The mission of the PieberLab is to unravel the full potential of visible-light photocatalysis as a powerful and sustainable strategy for synthetic organic chemistry by developing new catalysts and methods. We aim to provide solutions for challenging chemical problems and to realize sustainable, robust photocatalytic transformations. The research in our group is driven by curiosity and the understanding of photophysical properties of photocatalysts as well as reaction mechanisms. A key aspect of our research philosophy is to learn from other areas such as materials sciences.
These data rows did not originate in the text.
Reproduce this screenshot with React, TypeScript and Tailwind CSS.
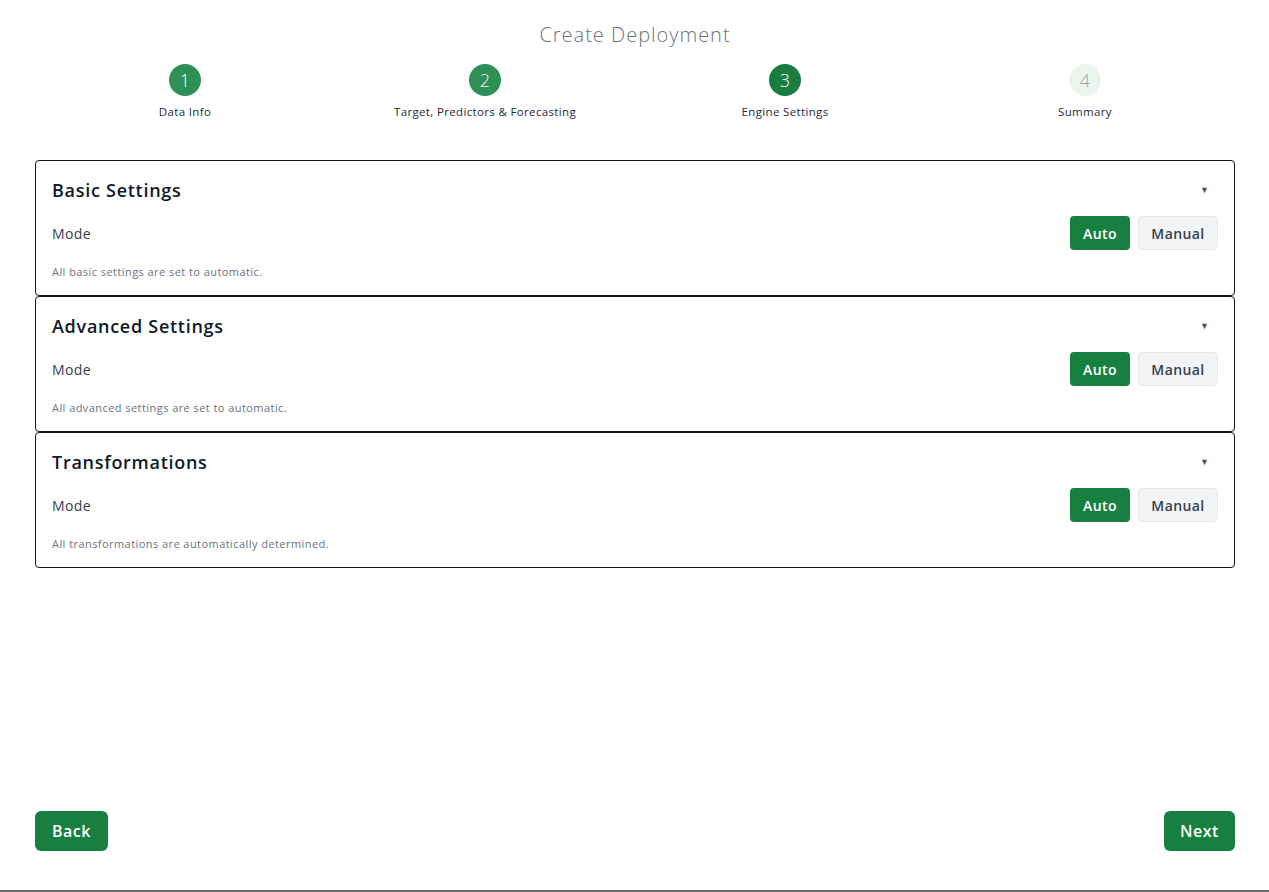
import { useState } from 'react'

const steps = [
  { n: 1, label: 'Data Info', state: 'done' },
  { n: 2, label: 'Target, Predictors & Forecasting', state: 'done' },
  { n: 3, label: 'Engine Settings', state: 'active' },
  { n: 4, label: 'Summary', state: 'todo' },
]

const sections = [
  { title: 'Basic Settings', note: 'All basic settings are set to automatic.' },
  { title: 'Advanced Settings', note: 'All advanced settings are set to automatic.' },
  { title: 'Transformations', note: 'All transformations are automatically determined.' },
]

function Stepper() {
  return (
    <div className="grid grid-cols-4 mt-[17px]">
      {steps.map((s) => (
        <div key={s.n} className="flex flex-col items-center">
          <div
            className={
              s.state === 'done'
                ? 'w-8 h-8 rounded-full flex items-center justify-center text-[18px] font-light text-white bg-[#2e9056]'
                : s.state === 'active'
                ? 'w-8 h-8 rounded-full flex items-center justify-center text-[18px] font-light text-white bg-[#177d40]'
                : 'w-8 h-8 rounded-full flex items-center justify-center text-[18px] font-light text-[#9aa3b5] bg-[#eaf5ee]'
            }
          >
            {s.n}
          </div>
          <div className="mt-2 text-[11.5px] leading-4 tracking-[0.03em] text-[#1f2937]">{s.label}</div>
        </div>
      ))}
    </div>
  )
}

function Section({ title, note }: { title: string; note: string }) {
  const [mode, setMode] = useState<'auto' | 'manual'>('auto')
  return (
    <div className="border border-[#111] rounded-[4px] h-[136px] px-4 pt-[17px]">
      <div className="flex items-center justify-between">
        <h2 className="text-[18px] leading-6 font-semibold tracking-[0.04em] text-[#111827]">{title}</h2>
        <span className="text-[9px] text-[#4b5563] mr-[9px]">▼</span>
      </div>
      <div className="flex items-center justify-between mt-[14px]">
        <span className="text-[14px] tracking-[0.03em] text-[#374151]">Mode</span>
        <div className="flex gap-2">
          <button
            onClick={() => setMode('auto')}
            className={
              mode === 'auto'
                ? 'h-[34px] w-[60px] rounded-[4px] text-[14px] font-semibold tracking-[0.03em] text-white bg-[#178040]'
                : 'h-[34px] w-[60px] rounded-[4px] text-[14px] font-semibold tracking-[0.03em] text-[#374151] bg-[#f3f4f6] border border-[#e5e7eb]'
            }
          >
            Auto
          </button>
          <button
            onClick={() => setMode('manual')}
            className={
              mode === 'manual'
                ? 'h-[34px] w-[80px] rounded-[4px] text-[14px] font-semibold tracking-[0.03em] text-white bg-[#178040]'
                : 'h-[34px] w-[80px] rounded-[4px] text-[14px] font-semibold tracking-[0.03em] text-[#374151] bg-[#f3f4f6] border border-[#e5e7eb]'
            }
          >
            Manual
          </button>
        </div>
      </div>
      <p className="mt-[14px] text-[11px] tracking-[0.04em] text-[#6b7280]">{note}</p>
    </div>
  )
}

export default function App() {
  return (
    <div
      className="h-[892px] bg-white flex flex-col pl-[35px] pr-[34px] border-b-2 border-[#6b6b6b]"
      style={{ fontFamily: '"Open Sans", sans-serif' }}
    >
      <h1 className="text-center text-[20px] font-light tracking-[0.05em] text-[#6b7280] mt-[23px] leading-6">Create Deployment</h1>
      <Stepper />

      <div className="mt-10 flex flex-col">
        {sections.map((s) => (
          <Section key={s.title} title={s.title} note={s.note} />
        ))}
      </div>

      <div className="mt-auto mb-[39px] flex justify-between">
        <button className="h-10 w-[73px] rounded-md bg-[#178040] text-white text-[16px] font-semibold tracking-[0.03em]">Back</button>
        <button className="h-10 w-[71px] rounded-md bg-[#178040] text-white text-[16px] font-semibold tracking-[0.03em]">Next</button>
      </div>
    </div>
  )
}
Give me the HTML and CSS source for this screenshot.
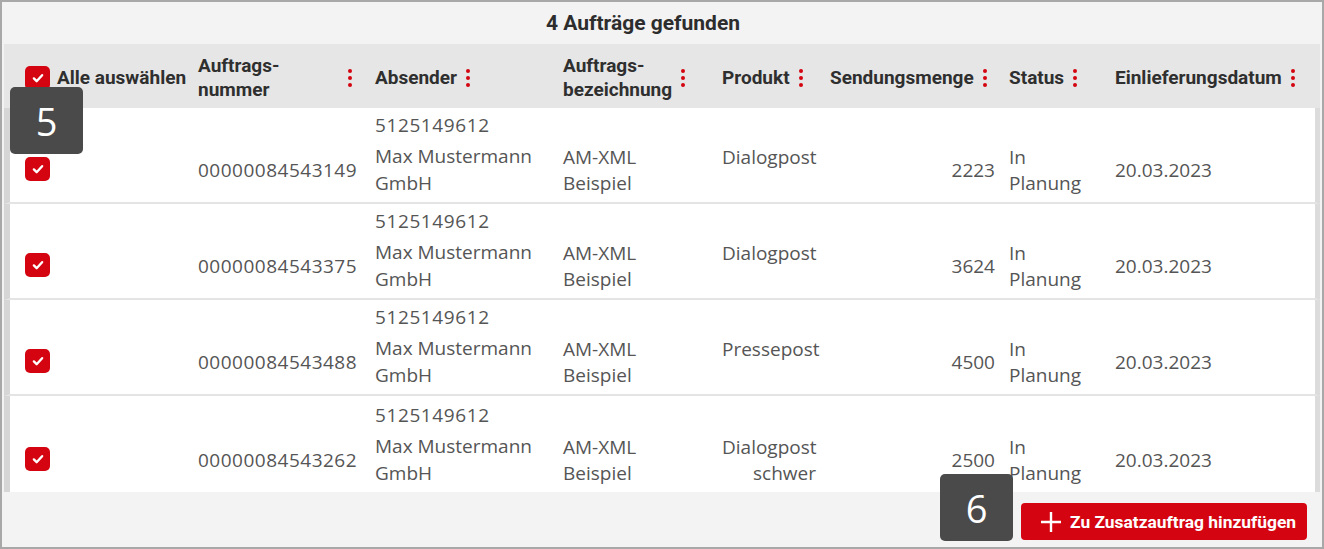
FILE: index.html
```html
<!DOCTYPE html>
<html lang="de">
<head>
<meta charset="utf-8">
<title>Aufträge</title>
<link rel="stylesheet" href="styles.css">
</head>
<body>
<div class="frame">
  <div class="title">4 Aufträge gefunden</div>
  <table class="grid">
    <colgroup>
      <col class="c1"><col class="c2"><col class="c3"><col class="c4"><col class="c5"><col class="c6"><col class="c7"><col class="c8">
    </colgroup>
    <thead>
      <tr>
        <th class="first"><div class="hcell"><span class="cb"><svg viewBox="0 0 24 24"><path d="M7.5 12.5l3 3 6-6.5" /></svg></span><span class="lbl">Alle auswählen</span></div></th>
        <th><div class="hcell"><span class="lbl grow">Auftrags-<br>nummer</span><span class="dots"><i></i><i></i><i></i></span></div></th>
        <th><div class="hcell"><span class="lbl">Absender</span><span class="dots"><i></i><i></i><i></i></span></div></th>
        <th><div class="hcell"><span class="lbl">Auftrags-<br>bezeichnung</span><span class="dots"><i></i><i></i><i></i></span></div></th>
        <th><div class="hcell"><span class="lbl">Produkt</span><span class="dots"><i></i><i></i><i></i></span></div></th>
        <th><div class="hcell"><span class="lbl">Sendungsmenge</span><span class="dots"><i></i><i></i><i></i></span></div></th>
        <th><div class="hcell"><span class="lbl">Status</span><span class="dots"><i></i><i></i><i></i></span></div></th>
        <th class="last"><div class="hcell"><span class="lbl">Einlieferungsdatum</span><span class="dots"><i></i><i></i><i></i></span></div></th>
      </tr>
    </thead>
    <tbody>
      <tr>
        <td class="first chk"><span class="cb"><svg viewBox="0 0 24 24"><path d="M7.5 12.5l3 3 6-6.5" /></svg></span></td>
        <td class="one clip">00000084543149</td>
        <td class="sender"><div class="no">5125149612</div><div>Max Mustermann<br>GmbH</div></td>
        <td>AM-XML<br>Beispiel</td>
        <td class="prod"><div class="pbox">Dialogpost</div></td>
        <td class="one num">2223</td>
        <td>In<br>Planung</td>
        <td class="one last">20.03.2023</td>
      </tr>
      <tr>
        <td class="first chk"><span class="cb"><svg viewBox="0 0 24 24"><path d="M7.5 12.5l3 3 6-6.5" /></svg></span></td>
        <td class="one clip">00000084543375</td>
        <td class="sender"><div class="no">5125149612</div><div>Max Mustermann<br>GmbH</div></td>
        <td>AM-XML<br>Beispiel</td>
        <td class="prod"><div class="pbox">Dialogpost</div></td>
        <td class="one num">3624</td>
        <td>In<br>Planung</td>
        <td class="one last">20.03.2023</td>
      </tr>
      <tr>
        <td class="first chk"><span class="cb"><svg viewBox="0 0 24 24"><path d="M7.5 12.5l3 3 6-6.5" /></svg></span></td>
        <td class="one clip">00000084543488</td>
        <td class="sender"><div class="no">5125149612</div><div>Max Mustermann<br>GmbH</div></td>
        <td>AM-XML<br>Beispiel</td>
        <td class="prod"><div class="pbox">Pressepost</div></td>
        <td class="one num">4500</td>
        <td>In<br>Planung</td>
        <td class="one last">20.03.2023</td>
      </tr>
      <tr class="lastrow">
        <td class="first chk"><span class="cb"><svg viewBox="0 0 24 24"><path d="M7.5 12.5l3 3 6-6.5" /></svg></span></td>
        <td class="one clip">00000084543262</td>
        <td class="sender"><div class="no">5125149612</div><div>Max Mustermann<br>GmbH</div></td>
        <td>AM-XML<br>Beispiel</td>
        <td class="prod"><div class="pbox">Dialogpost<br>schwer</div></td>
        <td class="one num">2500</td>
        <td>In<br>Planung</td>
        <td class="one last">20.03.2023</td>
      </tr>
    </tbody>
  </table>
  <div class="footer">
    <button class="add"><svg viewBox="0 0 22 22"><path d="M11 1v20M1 11h20" /></svg><span>Zu Zusatzauftrag hinzufügen</span></button>
  </div>
  <div class="badge b5">5</div>
  <div class="badge b6">6</div>
</div>
</body>
</html>
```

FILE: styles.css
```css
* { box-sizing: border-box; }
html, body { margin: 0; padding: 0; background: #fff; }
body { width: 1324px; height: 549px; overflow: hidden; font-family: "Open Sans", "Noto Sans", sans-serif; }

.frame {
  position: relative;
  width: 1324px;
  height: 549px;
  border: 2px solid #a8a8a8;
  background: #f3f3f3;
  padding: 0 2px 0 2px;
}

.title {
  height: 42px;
  display: flex;
  align-items: center;
  justify-content: center;
  padding-right: 38px;
  font-family: Roboto, "Liberation Sans", sans-serif;
  font-weight: 700;
  font-size: 21px;
  color: #2d2d2d;
}

.grid {
  width: 1316px;
  table-layout: fixed;
  border-collapse: separate;
  border-spacing: 0;
}
.c1 { width: 184px; }
.c2 { width: 177px; }
.c3 { width: 188px; }
.c4 { width: 159px; }
.c5 { width: 108px; }
.c6 { width: 179px; }
.c7 { width: 106px; }
.c8 { width: 215px; }

thead tr { background: #e6e6e6; height: 64px; }
th {
  padding: 3px 12px 0 10px;
  text-align: left;
  vertical-align: middle;
  font-family: Roboto, "Liberation Sans", sans-serif;
  font-weight: 700;
  font-size: 19px;
  line-height: 24px;
  color: #2f2f2f;
}
th.first { padding-left: 21px; }
.hcell { display: flex; align-items: center; gap: 8px; }
.lbl { white-space: nowrap; }
.lbl.grow { flex: 1; }
.dots { display: flex; flex-direction: column; gap: 3px; padding: 0 1px; }
.dots i { display: block; width: 4px; height: 4px; border-radius: 50%; background: #d40511; }
th.first .hcell { gap: 7px; }

.cb {
  display: inline-flex;
  width: 25px;
  height: 24px;
  border-radius: 5px;
  background: #d40511;
  align-items: center;
  justify-content: center;
  flex: none;
}
.cb svg { width: 22px; height: 22px; fill: none; stroke: #fff; stroke-width: 2.6; stroke-linecap: round; stroke-linejoin: round; }

tbody tr { height: 96px; background: #fff; }
td {
  padding: 0 4px 6px 10px;
  vertical-align: bottom;
  font-size: 19px;
  line-height: 26px;
  color: #555;
  border-bottom: 2px solid #e4e4e4;
}
tbody tr.lastrow td { border-bottom: 0; }
td.first { border-left: 6px solid #d6d6d6; padding-left: 15px; }
td.last { border-right: 5px solid #dcdcdc; }
td.one { padding-bottom: 19px; }
td.chk { padding-bottom: 21px; }
td.chk .cb { display: flex; }
td.clip { white-space: nowrap; overflow: hidden; text-overflow: clip; letter-spacing: 0.5px; }
td.num { text-align: right; }
td.sender { padding-bottom: 5px; line-height: 27px; }
.sender .no { margin-bottom: 4px; letter-spacing: 0.6px; }
td.prod { text-align: right; }
.pbox { height: 52px; }

.footer {
  height: 52px;
  display: flex;
  justify-content: flex-end;
  align-items: flex-start;
  padding: 11px 13px 0 0;
}
.add {
  display: flex;
  align-items: center;
  gap: 8px;
  height: 37px;
  width: 286px;
  padding: 0 0 0 19px;
  border: 0;
  border-radius: 4px;
  background: #d40511;
  color: #fff;
  font-family: Roboto, "Liberation Sans", sans-serif;
  font-weight: 700;
  font-size: 17.4px;
  white-space: nowrap;
}
.add svg { width: 22px; height: 22px; stroke: #fff; stroke-width: 2.4; fill: none; flex: none; }

.badge {
  position: absolute;
  width: 73px;
  height: 67px;
  border-radius: 5px;
  background: #4a4a4a;
  color: #fff;
  font-family: "Open Sans", "Noto Sans", sans-serif;
  font-size: 38px;
  display: flex;
  align-items: center;
  justify-content: center;
}
.b5 { left: 8px; top: 85px; }
.b6 { left: 938px; top: 472px; }
```
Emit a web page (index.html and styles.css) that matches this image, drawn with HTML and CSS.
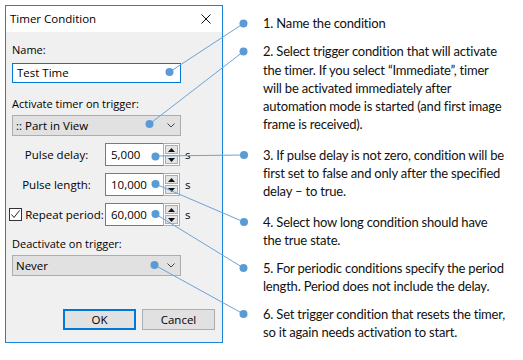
FILE: index.html
```html
<!DOCTYPE html>
<html>
<head>
<meta charset="utf-8">
<title>Timer Condition</title>
<link rel="stylesheet" href="styles.css">
</head>
<body>
<div class="page">
  <div class="dialog">
    <div class="titlebar">
      <span class="title">Timer Condition</span>
      <svg class="close" width="10" height="10" viewBox="0 0 10 10"><path d="M0.5 0.5 L9.5 9.5 M9.5 0.5 L0.5 9.5" stroke="#111" stroke-width="1" fill="none"/></svg>
    </div>
    <div class="dbody">
      <div class="label l-name">Name:</div>
      <div class="textbox focused">Test Time</div>
      <div class="label l-act">Activate timer on trigger:</div>
      <div class="combo c-act"><span>:: Part in View</span><svg class="chev" width="8" height="5" viewBox="0 0 8 5"><path d="M0.5 0.5 L4 4 L7.5 0.5" stroke="#444" stroke-width="1" fill="none"/></svg></div>
      <div class="row r1">
        <div class="rlabel">Pulse delay:</div>
        <div class="spin"><div class="spinbox">5,000</div><div class="spinbtns"><div class="sb"><svg width="7" height="4" viewBox="0 0 7 4"><path d="M3.5 0 L7 4 L0 4 Z" fill="#111"/></svg></div><div class="sb"><svg width="7" height="4" viewBox="0 0 7 4"><path d="M0 0 L7 0 L3.5 4 Z" fill="#111"/></svg></div></div></div>
        <span class="unit">s</span>
      </div>
      <div class="row r2">
        <div class="rlabel">Pulse length:</div>
        <div class="spin"><div class="spinbox">10,000</div><div class="spinbtns"><div class="sb"><svg width="7" height="4" viewBox="0 0 7 4"><path d="M3.5 0 L7 4 L0 4 Z" fill="#111"/></svg></div><div class="sb"><svg width="7" height="4" viewBox="0 0 7 4"><path d="M0 0 L7 0 L3.5 4 Z" fill="#111"/></svg></div></div></div>
        <span class="unit">s</span>
      </div>
      <div class="row r3">
        <div class="rlabel"><span class="check"><svg width="11" height="11" viewBox="0 0 11 11"><path d="M1.5 5.5 L4 8.5 L9.5 1.5" stroke="#222" stroke-width="1" fill="none"/></svg></span>Repeat period:</div>
        <div class="spin"><div class="spinbox">60,000</div><div class="spinbtns"><div class="sb"><svg width="7" height="4" viewBox="0 0 7 4"><path d="M3.5 0 L7 4 L0 4 Z" fill="#111"/></svg></div><div class="sb"><svg width="7" height="4" viewBox="0 0 7 4"><path d="M0 0 L7 0 L3.5 4 Z" fill="#111"/></svg></div></div></div>
        <span class="unit">s</span>
      </div>
      <div class="label l-deact">Deactivate on trigger:</div>
      <div class="combo c-deact"><span>Never</span><svg class="chev" width="8" height="5" viewBox="0 0 8 5"><path d="M0.5 0.5 L4 4 L7.5 0.5" stroke="#444" stroke-width="1" fill="none"/></svg></div>
      <div class="buttons">
        <button class="btn default">OK</button>
        <button class="btn">Cancel</button>
      </div>
    </div>
  </div>
  <div class="notes">
    <p class="note n1">1. Name the condition</p>
    <p class="note n2">2. Select trigger condition that will activate<br>the timer. If you select “Immediate”, timer<br>will be activated immediately after<br>automation mode is started (and first image<br>frame is received).</p>
    <p class="note n3">3. If pulse delay is not zero, condition will be<br>first set to false and only after the specified<br>delay – to true.</p>
    <p class="note n4">4. Select how long condition should have<br>the true state.</p>
    <p class="note n5">5. For periodic conditions specify the period<br>length. Period does not include the delay.</p>
    <p class="note n6">6. Set trigger condition that resets the timer,<br>so it again needs activation to start.</p>
  </div>
  <svg class="callouts" width="523" height="360" viewBox="0 0 523 360">
    <g stroke="#6aa3da" stroke-width="1" fill="none">
      <line x1="169.5" y1="72" x2="243.5" y2="23.5"/>
      <line x1="149.5" y1="124" x2="243.5" y2="51.5"/>
      <line x1="155.5" y1="156" x2="244" y2="155"/>
      <line x1="155.5" y1="184" x2="244" y2="222"/>
      <line x1="155.5" y1="214" x2="243.5" y2="268"/>
      <line x1="154.5" y1="265" x2="243.5" y2="314"/>
    </g>
    <g fill="#5b9bd5">
      <circle cx="169.5" cy="72" r="4"/>
      <circle cx="149.5" cy="124" r="4"/>
      <circle cx="155.5" cy="156.5" r="4"/>
      <circle cx="155.5" cy="184" r="4"/>
      <circle cx="155.5" cy="214" r="4"/>
      <circle cx="154.5" cy="265" r="4"/>
      <circle cx="243.5" cy="23.5" r="4"/>
      <circle cx="243.5" cy="51.5" r="4"/>
      <circle cx="244" cy="155" r="4"/>
      <circle cx="244" cy="222" r="4"/>
      <circle cx="243.5" cy="268" r="4"/>
      <circle cx="243.5" cy="314" r="4"/>
    </g>
  </svg>
</div>
</body>
</html>
```

FILE: styles.css
```css
* { box-sizing: border-box; }
html, body { margin: 0; padding: 0; background: #fff; }
.page {
  position: relative;
  width: 523px;
  height: 360px;
  padding: 5px 0 0 5px;
  display: flex;
  align-items: flex-start;
  overflow: hidden;
}
.dialog {
  width: 218px;
  height: 338px;
  border: 1px solid #1883d7;
  background: #f0f0f0;
  display: flex;
  flex-direction: column;
  font-family: "Open Sans", "Noto Sans", sans-serif;
  font-size: 11px;
  color: #000;
  flex-shrink: 0;
}
.titlebar {
  height: 26px;
  background: #fff;
  display: flex;
  align-items: center;
  justify-content: space-between;
  padding: 0 11px 0 4px;
}
.title { font-size: 11.5px; line-height: 14px; }
.close { display: block; }
.dbody {
  flex: 1;
  padding: 0 7px 0 6px;
  display: flex;
  flex-direction: column;
}
.label { line-height: 14px; height: 14px; white-space: nowrap; }
.l-name { margin-top: 11px; }
.l-act { margin-top: 14px; }
.l-deact { margin-top: 11px; }
.textbox {
  margin-top: 6px;
  width: 169px;
  height: 20px;
  background: #fff;
  border: 1px solid #7a7a7a;
  padding: 0 4px;
  line-height: 18px;
  font-size: 11.5px;
}
.textbox.focused { border-color: #0078d7; }
.combo {
  margin-top: 4px;
  width: 169px;
  height: 21px;
  background: #e1e1e1;
  border: 1px solid #adadad;
  display: flex;
  align-items: center;
  justify-content: space-between;
  padding: 0 5px 0 3px;
  font-size: 11.5px;
}
.chev { display: block; }
.row {
  margin-top: 7px;
  height: 23px;
  display: flex;
  align-items: center;
}
.r1 { margin-top: 7px; }
.rlabel {
  width: 89px;
  display: flex;
  align-items: center;
  justify-content: center;
  white-space: nowrap;
  font-size: 11.5px;
}
.check {
  width: 13px;
  height: 13px;
  border: 1px solid #333;
  background: #fff;
  display: flex;
  align-items: center;
  justify-content: center;
  margin-right: 3px;
}
.check svg { display: block; }
.spin {
  margin-left: 4px;
  display: flex;
  height: 23px;
}
.spinbox {
  width: 58px;
  height: 23px;
  background: #fff;
  border: 1px solid #7a7a7a;
  border-right: none;
  padding: 0 5px;
  line-height: 21px;
  font-size: 11.5px;
}
.spinbtns {
  width: 17px;
  height: 23px;
  border: 1px solid #adadad;
  background: #fff;
  display: flex;
  flex-direction: column;
  padding: 1px;
  gap: 1px;
}
.sb {
  flex: 1;
  background: #e5e5e5;
  border: 1px solid #adadad;
  display: flex;
  align-items: center;
  justify-content: center;
}
.sb svg { display: block; }
.unit { margin-left: 5px; font-size: 11.5px; }
.buttons {
  margin-top: 33px;
  display: flex;
  justify-content: flex-end;
  gap: 6px;
}
.btn {
  width: 73px;
  height: 21px;
  background: #e1e1e1;
  border: 1px solid #adadad;
  font-family: "Open Sans", "Noto Sans", sans-serif;
  font-size: 11.5px;
  color: #000;
  padding: 0;
  margin: 0;
  line-height: 18px;
}
.btn.default { border: 2px solid #0078d7; }
.notes {
  margin-left: 40px;
  font-family: Lato, "Open Sans", sans-serif;
  font-size: 13px;
  letter-spacing: -0.2px;
  line-height: 18.3px;
  color: #111;
  white-space: nowrap;
}
.note { margin: 0; }
.n1 { margin-top: 9px; }
.n2 { margin-top: 10px; }
.n3 { margin-top: 12px; }
.n4 { margin-top: 12px; }
.n5 { margin-top: 9.5px; }
.n6 { margin-top: 9.5px; }
.callouts {
  position: absolute;
  left: 0;
  top: 0;
  pointer-events: none;
}
```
We are particularly interested in heterogeneous photocatalysis using organic and inorganic semiconductors. These materials are promising sustainable alternatives to common homogeneous photocatalysts given their high stability, straightforward preparation, and ease of catalyst recycling. Another focus is the development of photocatalytic methods in which the choice of wavelength can be used as a parameter to control the outcome of the reaction.
Synthetic Methodology & Catalyst Developement
We develop sustainable catalytic transformations as well as new catalysts, catalytic concepts and strategies for selective functional group interconversions and and cross-coupling reactions with a strong focus on visible-light photocatalysis. We are particularly interested in heterogeneous photocatalysis for organic synthesis using organic and inorganic semiconductors. These materials are promising sustainable alternatives to common homogeneous photocatalysts given their straightforward recycling strategies (e.g. filtration), high stability, and ease of preparation.
Chromoselective Photocatalysis
Many parameters influence the selectivity of a chemical reaction, such as varying the catalyst/coordinated ligands, directing groups or by tuning external parameters. Although is known, that the selectivity of photochemical reactions varies with different wavelengths, examples that use this for visible-light photocatalysis are rare. We develop and investigate photocatalytic systems in which the choice of the wavelenght can be used as a parameter to control the outcome of the reaction.